** BEGIN SOURCE MATERIAL **
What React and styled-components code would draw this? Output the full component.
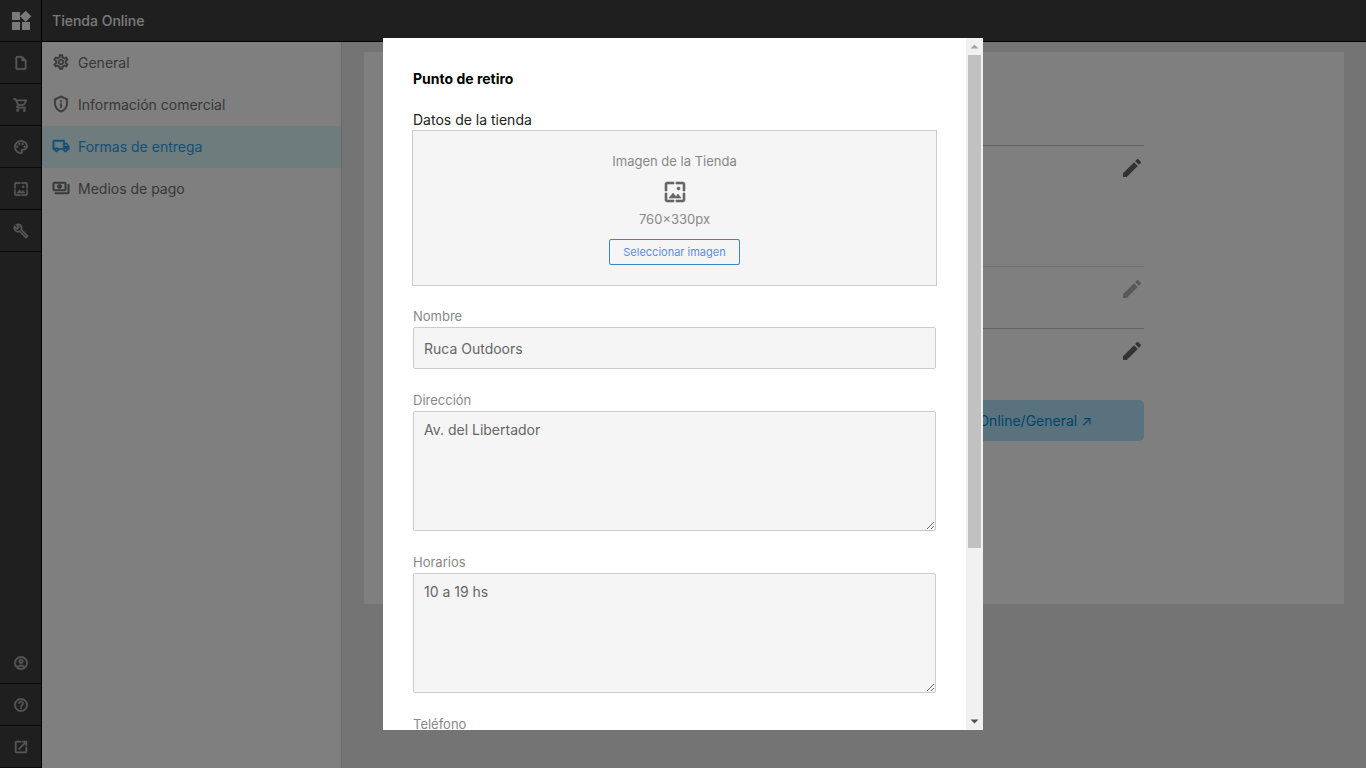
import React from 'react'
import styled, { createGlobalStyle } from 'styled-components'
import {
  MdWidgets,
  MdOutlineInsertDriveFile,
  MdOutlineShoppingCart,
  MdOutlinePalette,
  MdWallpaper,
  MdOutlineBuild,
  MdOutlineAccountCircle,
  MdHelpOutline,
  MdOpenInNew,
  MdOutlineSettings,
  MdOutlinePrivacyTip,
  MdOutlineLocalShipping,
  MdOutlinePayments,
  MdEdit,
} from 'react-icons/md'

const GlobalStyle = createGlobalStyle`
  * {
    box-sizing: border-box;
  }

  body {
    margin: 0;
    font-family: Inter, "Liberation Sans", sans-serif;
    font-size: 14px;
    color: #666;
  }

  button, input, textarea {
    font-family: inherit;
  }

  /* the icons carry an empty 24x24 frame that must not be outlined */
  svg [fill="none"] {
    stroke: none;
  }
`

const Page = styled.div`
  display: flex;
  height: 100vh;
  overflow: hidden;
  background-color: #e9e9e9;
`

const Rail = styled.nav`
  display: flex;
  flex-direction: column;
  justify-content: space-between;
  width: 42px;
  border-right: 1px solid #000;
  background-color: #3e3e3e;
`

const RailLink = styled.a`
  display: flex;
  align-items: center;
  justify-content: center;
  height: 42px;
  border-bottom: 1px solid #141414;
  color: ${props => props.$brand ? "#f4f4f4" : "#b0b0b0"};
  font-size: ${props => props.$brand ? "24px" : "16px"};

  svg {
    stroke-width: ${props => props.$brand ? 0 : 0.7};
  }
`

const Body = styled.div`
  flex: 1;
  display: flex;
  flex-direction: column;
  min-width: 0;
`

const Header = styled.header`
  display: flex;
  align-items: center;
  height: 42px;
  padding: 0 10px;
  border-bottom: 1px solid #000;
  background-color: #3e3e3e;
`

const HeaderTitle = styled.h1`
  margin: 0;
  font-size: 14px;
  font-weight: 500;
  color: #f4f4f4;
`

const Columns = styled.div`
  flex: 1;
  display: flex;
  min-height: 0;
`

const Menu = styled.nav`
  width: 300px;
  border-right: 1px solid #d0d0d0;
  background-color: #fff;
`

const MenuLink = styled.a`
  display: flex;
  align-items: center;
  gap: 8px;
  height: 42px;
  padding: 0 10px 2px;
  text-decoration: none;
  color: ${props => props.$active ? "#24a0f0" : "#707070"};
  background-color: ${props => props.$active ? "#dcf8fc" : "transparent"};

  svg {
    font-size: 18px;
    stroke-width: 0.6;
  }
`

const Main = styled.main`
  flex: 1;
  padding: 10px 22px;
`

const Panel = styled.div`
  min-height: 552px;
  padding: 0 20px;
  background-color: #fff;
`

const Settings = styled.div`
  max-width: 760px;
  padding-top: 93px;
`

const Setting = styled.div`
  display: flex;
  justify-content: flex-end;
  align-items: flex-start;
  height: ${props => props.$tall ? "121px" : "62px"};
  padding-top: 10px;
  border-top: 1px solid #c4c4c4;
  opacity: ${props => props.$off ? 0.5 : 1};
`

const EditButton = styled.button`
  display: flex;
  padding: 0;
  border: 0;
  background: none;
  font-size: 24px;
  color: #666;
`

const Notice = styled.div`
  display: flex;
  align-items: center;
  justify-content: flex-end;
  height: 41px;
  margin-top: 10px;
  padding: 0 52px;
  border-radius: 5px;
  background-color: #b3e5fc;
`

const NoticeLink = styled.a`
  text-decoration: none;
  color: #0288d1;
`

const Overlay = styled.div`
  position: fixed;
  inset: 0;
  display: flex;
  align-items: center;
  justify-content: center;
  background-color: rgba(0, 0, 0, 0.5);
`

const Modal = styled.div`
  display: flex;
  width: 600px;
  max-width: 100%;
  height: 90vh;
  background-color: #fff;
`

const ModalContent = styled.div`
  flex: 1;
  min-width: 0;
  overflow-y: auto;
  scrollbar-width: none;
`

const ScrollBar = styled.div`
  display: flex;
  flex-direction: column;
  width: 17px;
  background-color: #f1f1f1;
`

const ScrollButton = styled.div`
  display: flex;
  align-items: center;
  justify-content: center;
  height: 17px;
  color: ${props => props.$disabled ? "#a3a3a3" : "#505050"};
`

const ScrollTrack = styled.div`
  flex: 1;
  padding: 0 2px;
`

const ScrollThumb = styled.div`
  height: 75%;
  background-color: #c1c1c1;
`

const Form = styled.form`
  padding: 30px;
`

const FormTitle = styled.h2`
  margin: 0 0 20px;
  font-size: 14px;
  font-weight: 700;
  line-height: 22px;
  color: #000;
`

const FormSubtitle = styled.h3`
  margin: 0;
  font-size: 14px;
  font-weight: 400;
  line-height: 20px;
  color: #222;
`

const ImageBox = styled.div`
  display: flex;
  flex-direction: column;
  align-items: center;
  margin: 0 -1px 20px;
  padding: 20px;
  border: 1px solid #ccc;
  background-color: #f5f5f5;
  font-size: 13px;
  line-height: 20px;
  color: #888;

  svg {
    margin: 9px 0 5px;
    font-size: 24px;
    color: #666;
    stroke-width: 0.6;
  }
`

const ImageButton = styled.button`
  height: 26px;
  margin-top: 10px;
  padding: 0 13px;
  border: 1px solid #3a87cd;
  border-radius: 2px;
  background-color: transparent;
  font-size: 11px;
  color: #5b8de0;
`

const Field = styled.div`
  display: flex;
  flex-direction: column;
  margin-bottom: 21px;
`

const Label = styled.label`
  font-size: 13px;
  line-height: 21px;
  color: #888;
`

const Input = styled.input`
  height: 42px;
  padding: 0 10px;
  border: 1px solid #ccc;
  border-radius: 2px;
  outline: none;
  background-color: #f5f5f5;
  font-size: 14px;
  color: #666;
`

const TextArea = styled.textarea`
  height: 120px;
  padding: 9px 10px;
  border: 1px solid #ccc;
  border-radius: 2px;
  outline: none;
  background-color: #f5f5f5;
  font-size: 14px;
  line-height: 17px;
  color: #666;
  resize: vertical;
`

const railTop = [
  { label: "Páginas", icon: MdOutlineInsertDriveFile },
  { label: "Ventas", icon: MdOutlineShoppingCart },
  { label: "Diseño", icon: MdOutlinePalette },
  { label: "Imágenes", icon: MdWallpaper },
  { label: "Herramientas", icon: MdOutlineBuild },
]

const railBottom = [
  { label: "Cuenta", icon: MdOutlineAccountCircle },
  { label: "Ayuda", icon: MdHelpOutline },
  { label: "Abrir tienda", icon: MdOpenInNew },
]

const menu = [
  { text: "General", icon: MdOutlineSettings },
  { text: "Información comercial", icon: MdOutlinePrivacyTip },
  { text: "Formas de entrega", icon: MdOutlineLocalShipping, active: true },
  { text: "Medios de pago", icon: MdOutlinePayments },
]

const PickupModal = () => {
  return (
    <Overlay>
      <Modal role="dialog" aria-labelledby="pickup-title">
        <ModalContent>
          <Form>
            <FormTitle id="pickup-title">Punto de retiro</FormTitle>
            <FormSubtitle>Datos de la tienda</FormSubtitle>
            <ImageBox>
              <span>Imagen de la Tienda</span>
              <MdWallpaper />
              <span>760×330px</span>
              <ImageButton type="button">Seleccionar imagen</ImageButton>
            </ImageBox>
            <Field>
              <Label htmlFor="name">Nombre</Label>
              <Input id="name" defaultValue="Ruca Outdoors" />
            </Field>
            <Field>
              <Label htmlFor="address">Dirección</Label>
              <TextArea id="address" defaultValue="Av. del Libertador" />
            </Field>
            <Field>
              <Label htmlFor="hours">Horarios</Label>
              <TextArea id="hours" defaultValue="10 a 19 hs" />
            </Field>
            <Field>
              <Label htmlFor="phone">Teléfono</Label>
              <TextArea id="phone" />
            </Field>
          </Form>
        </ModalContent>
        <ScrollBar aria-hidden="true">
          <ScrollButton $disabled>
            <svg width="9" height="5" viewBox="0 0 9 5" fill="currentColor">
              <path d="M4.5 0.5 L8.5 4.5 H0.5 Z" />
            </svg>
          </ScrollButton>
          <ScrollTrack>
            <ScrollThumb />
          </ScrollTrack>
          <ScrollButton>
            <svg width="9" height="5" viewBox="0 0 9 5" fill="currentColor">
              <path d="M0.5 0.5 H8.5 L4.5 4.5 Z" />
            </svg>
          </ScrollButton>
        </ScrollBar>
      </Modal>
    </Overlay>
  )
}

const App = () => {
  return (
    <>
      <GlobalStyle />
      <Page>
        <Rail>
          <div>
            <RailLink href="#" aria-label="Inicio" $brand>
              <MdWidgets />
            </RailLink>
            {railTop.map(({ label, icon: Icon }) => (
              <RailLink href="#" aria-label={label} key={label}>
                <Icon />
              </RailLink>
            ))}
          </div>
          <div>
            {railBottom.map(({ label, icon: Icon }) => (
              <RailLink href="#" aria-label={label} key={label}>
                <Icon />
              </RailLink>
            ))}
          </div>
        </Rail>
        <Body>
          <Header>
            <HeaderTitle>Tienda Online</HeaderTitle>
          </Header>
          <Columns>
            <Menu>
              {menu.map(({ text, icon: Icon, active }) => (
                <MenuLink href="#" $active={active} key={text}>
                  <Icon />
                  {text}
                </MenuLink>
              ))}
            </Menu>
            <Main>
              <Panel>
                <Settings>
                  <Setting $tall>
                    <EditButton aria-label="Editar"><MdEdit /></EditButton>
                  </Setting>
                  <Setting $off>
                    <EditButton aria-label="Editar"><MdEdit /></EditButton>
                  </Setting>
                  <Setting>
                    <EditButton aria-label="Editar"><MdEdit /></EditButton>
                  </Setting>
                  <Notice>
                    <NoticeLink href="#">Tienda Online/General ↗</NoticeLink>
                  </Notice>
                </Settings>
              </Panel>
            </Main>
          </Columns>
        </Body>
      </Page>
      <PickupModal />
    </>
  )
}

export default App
** END SOURCE MATERIAL **
- [EXERCISE DETAILS]: Each line in the listing above that contains "components" should be copied.

- [RESULT]:
What React and styled-components code would draw this? Output the full component.
import styled, { createGlobalStyle } from 'styled-components'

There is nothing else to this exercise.